Apocalypse Now was the ultimate “event movie” – more has been written about it, arguably, than all almost any other motion picture made by a major Hollywood studio before or since. It is difficult for modern audiences to imagine the kind of impact it had on contemporary audiences at the time. It was a movie no one really expected to come into being at various points of its creation. But it did, and when we look back on it, so many years later, it still has the power to evoke huge emotions in even the most jaded of film-viewers.The origins of the film are well-known but a recap is useful – Coppola associate John Milius wrote a screenplay based on the Joseph Conrad 1899 novella, The Heart of Darkness, transporting the action from the Belgian Congo to Vietnam, America’s key battlefield at the time. That was the basis of the movie’s storyline though it was to undergo many revisions in the years to come.
The basic plot is very simple and linear – an American soldier, Captain Willard, is given the job of “terminating with extreme prejudice” (military speak for execution) a Green Beret colonel, Kurtz, who has gone mad in the jungles of Cambodia and has formed an army of his own. The story is about Willard’s surreal and perilous journey up a river into the jungle, the adventures on the way and what happens when he finally meets the near-mythical Kurtz in his domain.
Martin Sheen plays Willard as a fairly passive character but it is fascinating to remember that it was the great Harvey Keitel who was Coppola’s original choice as Willard. But Coppola was not happy having Keitel in the key role and sacked him after a few days of shooting on location. That is just one of the many problems that plagued the production in the Philippines. Incidentally, the country was chosen as the stand-in for Vietnam as the landscape was similar.

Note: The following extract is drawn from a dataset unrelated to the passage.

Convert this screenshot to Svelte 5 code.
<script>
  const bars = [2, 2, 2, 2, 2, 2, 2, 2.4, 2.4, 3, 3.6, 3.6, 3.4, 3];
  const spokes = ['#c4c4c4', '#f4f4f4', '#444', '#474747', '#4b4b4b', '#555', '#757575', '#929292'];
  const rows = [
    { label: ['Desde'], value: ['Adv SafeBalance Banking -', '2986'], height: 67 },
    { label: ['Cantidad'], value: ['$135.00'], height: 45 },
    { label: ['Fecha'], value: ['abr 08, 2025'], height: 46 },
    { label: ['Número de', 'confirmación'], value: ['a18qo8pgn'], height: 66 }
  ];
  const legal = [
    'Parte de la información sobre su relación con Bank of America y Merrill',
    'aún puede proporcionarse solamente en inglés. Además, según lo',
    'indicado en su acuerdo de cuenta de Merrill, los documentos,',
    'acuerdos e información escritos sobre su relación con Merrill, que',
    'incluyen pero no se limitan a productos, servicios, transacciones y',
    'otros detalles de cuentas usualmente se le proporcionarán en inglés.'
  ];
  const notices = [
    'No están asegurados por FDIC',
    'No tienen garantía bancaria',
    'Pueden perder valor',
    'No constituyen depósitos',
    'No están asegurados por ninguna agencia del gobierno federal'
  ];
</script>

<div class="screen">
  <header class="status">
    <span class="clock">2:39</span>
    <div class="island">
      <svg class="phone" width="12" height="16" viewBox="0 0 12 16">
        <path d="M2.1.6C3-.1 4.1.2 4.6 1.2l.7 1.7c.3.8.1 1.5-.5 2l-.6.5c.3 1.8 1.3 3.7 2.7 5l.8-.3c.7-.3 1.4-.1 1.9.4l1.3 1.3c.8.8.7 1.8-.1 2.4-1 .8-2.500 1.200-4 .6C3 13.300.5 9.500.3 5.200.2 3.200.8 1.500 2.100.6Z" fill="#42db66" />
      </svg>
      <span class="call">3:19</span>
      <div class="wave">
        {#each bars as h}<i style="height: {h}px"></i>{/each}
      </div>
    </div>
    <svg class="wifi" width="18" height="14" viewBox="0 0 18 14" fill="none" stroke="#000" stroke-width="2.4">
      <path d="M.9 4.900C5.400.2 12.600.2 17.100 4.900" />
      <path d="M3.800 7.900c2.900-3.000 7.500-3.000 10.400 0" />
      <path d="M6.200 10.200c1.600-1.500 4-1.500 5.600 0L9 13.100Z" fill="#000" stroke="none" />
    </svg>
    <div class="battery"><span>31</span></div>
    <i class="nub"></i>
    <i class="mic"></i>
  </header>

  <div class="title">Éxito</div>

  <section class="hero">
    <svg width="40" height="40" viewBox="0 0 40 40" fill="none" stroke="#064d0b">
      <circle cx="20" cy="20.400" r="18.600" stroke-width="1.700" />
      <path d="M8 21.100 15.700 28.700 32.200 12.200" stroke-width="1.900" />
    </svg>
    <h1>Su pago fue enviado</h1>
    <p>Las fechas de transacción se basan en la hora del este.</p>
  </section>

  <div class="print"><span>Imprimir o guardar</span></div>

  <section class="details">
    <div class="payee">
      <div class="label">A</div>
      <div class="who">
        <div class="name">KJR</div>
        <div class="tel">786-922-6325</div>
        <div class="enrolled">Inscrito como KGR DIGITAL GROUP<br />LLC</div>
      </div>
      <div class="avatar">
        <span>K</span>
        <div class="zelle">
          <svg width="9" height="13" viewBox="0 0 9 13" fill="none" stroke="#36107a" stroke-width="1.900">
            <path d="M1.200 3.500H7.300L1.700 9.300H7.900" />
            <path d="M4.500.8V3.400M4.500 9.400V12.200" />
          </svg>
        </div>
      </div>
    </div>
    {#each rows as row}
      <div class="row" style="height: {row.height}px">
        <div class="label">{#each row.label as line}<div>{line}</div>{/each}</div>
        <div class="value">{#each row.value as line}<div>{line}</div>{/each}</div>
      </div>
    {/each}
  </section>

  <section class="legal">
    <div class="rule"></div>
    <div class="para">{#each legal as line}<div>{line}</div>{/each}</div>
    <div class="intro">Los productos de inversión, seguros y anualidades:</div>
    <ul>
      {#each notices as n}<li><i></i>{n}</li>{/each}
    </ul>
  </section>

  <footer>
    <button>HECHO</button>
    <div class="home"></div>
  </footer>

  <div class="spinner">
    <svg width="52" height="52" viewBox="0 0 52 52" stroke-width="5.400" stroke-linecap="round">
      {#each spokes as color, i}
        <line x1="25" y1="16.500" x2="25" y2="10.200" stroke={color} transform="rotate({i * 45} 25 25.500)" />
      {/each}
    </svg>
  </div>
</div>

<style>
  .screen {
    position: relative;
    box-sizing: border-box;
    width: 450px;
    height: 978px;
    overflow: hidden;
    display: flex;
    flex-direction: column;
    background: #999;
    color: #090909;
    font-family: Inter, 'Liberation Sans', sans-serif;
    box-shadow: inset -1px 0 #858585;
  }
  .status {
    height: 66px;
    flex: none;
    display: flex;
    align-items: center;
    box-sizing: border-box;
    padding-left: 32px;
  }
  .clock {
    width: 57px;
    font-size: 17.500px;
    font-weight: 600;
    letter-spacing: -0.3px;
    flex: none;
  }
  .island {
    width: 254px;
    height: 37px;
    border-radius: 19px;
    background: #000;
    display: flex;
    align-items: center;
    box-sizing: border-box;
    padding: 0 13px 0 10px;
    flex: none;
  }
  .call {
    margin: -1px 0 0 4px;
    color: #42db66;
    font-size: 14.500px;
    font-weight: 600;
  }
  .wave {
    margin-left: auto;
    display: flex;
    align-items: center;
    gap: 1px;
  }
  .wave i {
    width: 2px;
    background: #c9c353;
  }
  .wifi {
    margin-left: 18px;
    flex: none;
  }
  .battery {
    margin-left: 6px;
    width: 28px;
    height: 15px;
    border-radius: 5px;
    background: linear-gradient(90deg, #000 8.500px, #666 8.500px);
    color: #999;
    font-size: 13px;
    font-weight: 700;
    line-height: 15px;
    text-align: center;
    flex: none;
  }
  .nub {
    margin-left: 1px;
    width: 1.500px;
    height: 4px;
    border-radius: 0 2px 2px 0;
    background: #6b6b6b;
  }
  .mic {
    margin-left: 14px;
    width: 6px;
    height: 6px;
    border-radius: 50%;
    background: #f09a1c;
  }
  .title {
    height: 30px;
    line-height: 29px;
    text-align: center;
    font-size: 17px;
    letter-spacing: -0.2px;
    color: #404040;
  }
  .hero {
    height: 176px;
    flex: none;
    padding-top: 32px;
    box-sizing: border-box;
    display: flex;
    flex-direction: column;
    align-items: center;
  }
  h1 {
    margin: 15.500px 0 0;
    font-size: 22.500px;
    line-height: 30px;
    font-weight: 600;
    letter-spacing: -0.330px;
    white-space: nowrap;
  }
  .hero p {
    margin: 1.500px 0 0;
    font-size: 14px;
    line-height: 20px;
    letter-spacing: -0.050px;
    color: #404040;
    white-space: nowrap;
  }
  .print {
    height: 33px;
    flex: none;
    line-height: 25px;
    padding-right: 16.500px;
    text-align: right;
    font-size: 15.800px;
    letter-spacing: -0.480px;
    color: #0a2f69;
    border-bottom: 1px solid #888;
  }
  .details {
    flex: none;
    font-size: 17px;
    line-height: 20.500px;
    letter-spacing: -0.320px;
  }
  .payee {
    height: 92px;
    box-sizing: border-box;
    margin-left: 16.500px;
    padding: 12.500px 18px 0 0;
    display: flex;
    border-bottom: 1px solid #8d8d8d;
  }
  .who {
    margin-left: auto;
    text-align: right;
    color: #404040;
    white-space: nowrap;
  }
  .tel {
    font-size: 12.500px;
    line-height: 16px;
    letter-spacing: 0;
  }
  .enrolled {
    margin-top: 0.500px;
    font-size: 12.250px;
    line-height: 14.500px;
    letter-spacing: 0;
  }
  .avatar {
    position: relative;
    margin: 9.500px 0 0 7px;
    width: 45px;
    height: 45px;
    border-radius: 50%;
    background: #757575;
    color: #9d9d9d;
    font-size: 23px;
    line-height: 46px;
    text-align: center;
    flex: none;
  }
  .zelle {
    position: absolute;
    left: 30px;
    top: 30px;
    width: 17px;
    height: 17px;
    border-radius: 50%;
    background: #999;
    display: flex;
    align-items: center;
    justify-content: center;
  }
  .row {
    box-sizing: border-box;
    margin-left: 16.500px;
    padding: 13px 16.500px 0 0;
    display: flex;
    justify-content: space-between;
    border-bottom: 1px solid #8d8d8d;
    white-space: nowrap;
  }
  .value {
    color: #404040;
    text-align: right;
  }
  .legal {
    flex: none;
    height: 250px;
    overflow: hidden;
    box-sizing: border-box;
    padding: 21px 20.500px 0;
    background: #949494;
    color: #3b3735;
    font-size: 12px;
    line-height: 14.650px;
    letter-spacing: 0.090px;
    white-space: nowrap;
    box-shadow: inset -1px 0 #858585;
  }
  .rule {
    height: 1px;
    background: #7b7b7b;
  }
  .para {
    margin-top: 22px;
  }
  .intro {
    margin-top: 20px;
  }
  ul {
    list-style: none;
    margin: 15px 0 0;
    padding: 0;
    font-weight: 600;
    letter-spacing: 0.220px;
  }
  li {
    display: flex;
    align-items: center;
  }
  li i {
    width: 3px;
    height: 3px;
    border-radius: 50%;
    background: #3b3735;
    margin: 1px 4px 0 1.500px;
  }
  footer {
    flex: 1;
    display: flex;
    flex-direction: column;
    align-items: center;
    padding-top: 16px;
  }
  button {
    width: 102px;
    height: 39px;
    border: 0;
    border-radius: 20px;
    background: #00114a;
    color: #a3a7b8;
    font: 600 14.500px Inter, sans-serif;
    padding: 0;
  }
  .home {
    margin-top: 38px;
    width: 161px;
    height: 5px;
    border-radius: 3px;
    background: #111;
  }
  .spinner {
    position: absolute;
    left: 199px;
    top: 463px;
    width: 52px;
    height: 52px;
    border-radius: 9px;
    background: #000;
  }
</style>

The roll-call of the various woes the movie suffered during its shooting is worth listing. Other than Keitel’s sacking, these included:
- a major typhoon that destroyed much of the sets constructed for the film in the Philippines;
- the fighting with the rebels in the south which resulted in many of the Philippines Air Force helicopters not being available for key scenes;
- the heart-attack suffered by Sheen;
- the lack of a proper screenplay – Coppola was constantly revising and rewriting the Milius material;
- an ever-ballooning budget which went from an estimated US$10 million to nearly US$32 million (a huge amount of money at the time),
- and the biggest star of them all, Marlon Brando (playing Kurtz), turning up overweight and under-prepared, presenting yet another set of problems for the embattled production crew.

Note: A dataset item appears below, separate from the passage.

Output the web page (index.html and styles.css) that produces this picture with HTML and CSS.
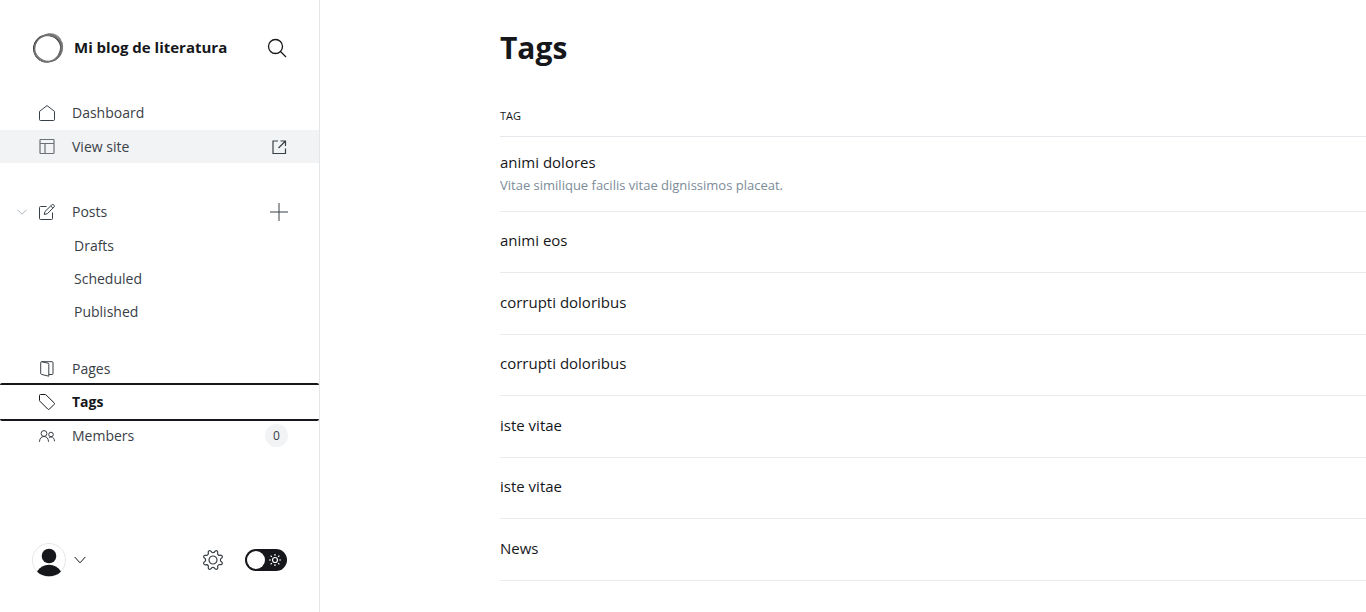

The theatrical release of the movie a few months later went on to make millions, was recognised as a landmark in motion picture history, and reaffirmed Coppola’s position as the greatest filmmaker of his era. Apocalypse Now was seen as the ultimate Vietnam war movie, even though other great Vietnam war films like The Deer Hunter and Platoon have their supporters too. In 2001, Coppola and legendary editor Walter Murch released a longer version called Apocalypse Now Redux, which added 49 minutes of footage (including the famous “French Plantation Sequence”) to the original theatrical release. Those extra bits helped to flesh out some of the characters and added more colour to the whole picture.
So, how good a movie is Apocalypse Now? Visually and sonically, it remains a stunner and if there is one movie that makes a major case for watching blockbuster films on a big screen it is this. The single most famous scene, Lt Col Kilgore’s (James Caan) Air Cavalry attack on a small village to the strains of Wagner’s Ride of the Valkyries, carries as much punch now as it did when first seen. This is Coppola at his very best as a showman.
And let’s not forget Kilgore’s immortal quote here: “I love the smell of napalm in the morning” – the single famous line of dialogue from the movie.
Stunning visuals abound throughout – the amazing opening scene with the choppers going whup-whup-whup against a napalm-devastated landscape with Jim Morrison singing “The End” playing in the background, the sampan massacre, Brando’s bald head looming out of the darkness of his den, Dennis Hopper’s manic photographer, Willard rising out of the mist-shrouded swamp on his way to kill Kurtz – all these are scenes that are never forgotten once seen. The acting, as in most Coppola movies, is top-notch with most of the big names making a mark. And there is even a cameo by a young Harrison Ford at the start! The cinematography by the famous Vittorio Storaro is gorgeous and justly lauded, as is the superb work by costume designer and Coppola regular Dean Tavoularis.
But there are flaws too – the ending especially comes across as makeshift and put-together. Brando mumbles his lines as usual (without making much sense) and you keep getting the feeling the scriptwriters were writing up dialogue for Brando even as they were shooting his scenes. Brando to me was the centre of The Godfather but here he is sadly the weak link. The movie has an intriguing beginning, a strong middle part which peaks with the Air Cavalry attack, and then falls apart. It is pretty much of a mess by the end, whatever way you look at it. Some viewers may also find the expanded cut to be way too long. The movie simply does not have the tightness of Coppola’s other epics of the 1970s.
Sadly, Coppola would never again rise to the levels that Apocalypse Now promised. Through the 1980s, he made several of his dream projects but no one great movie. By the 1990s, he had become a director for hire and by the 2000s he had become far more interested in his Napa Valley winery than in making cutting-edge movies. So, in a sense, Apocalypse Now was both his greatest moment and also the beginning of the end of his time as the world’s most famous movie-maker.
For those interested in the remarkable story behind the movie, there are plenty of resources available. Eleanor Coppola, Francis’s long-suffering wife, kept a journal during the crazy days of location shooting in the Philippines and this book titled Notes on the Making of Apocalypse Now, along with the invaluable footage she shot at the time, formed the basis of one of the most interesting documentaries ever released on the making of a movie. Called Hearts of Darkness: A Film-maker’s Apocalypse, it was released in 1991 to tremendous acclaim. Film historian Peter Cowie’s The Apocalypse Now Book is also a useful companion study to the whole project. And there are, of course, millions of words written on the film by dozens of critics over the years. Nothing about Apocalypse Now, of course, can be termed to be on a small scale!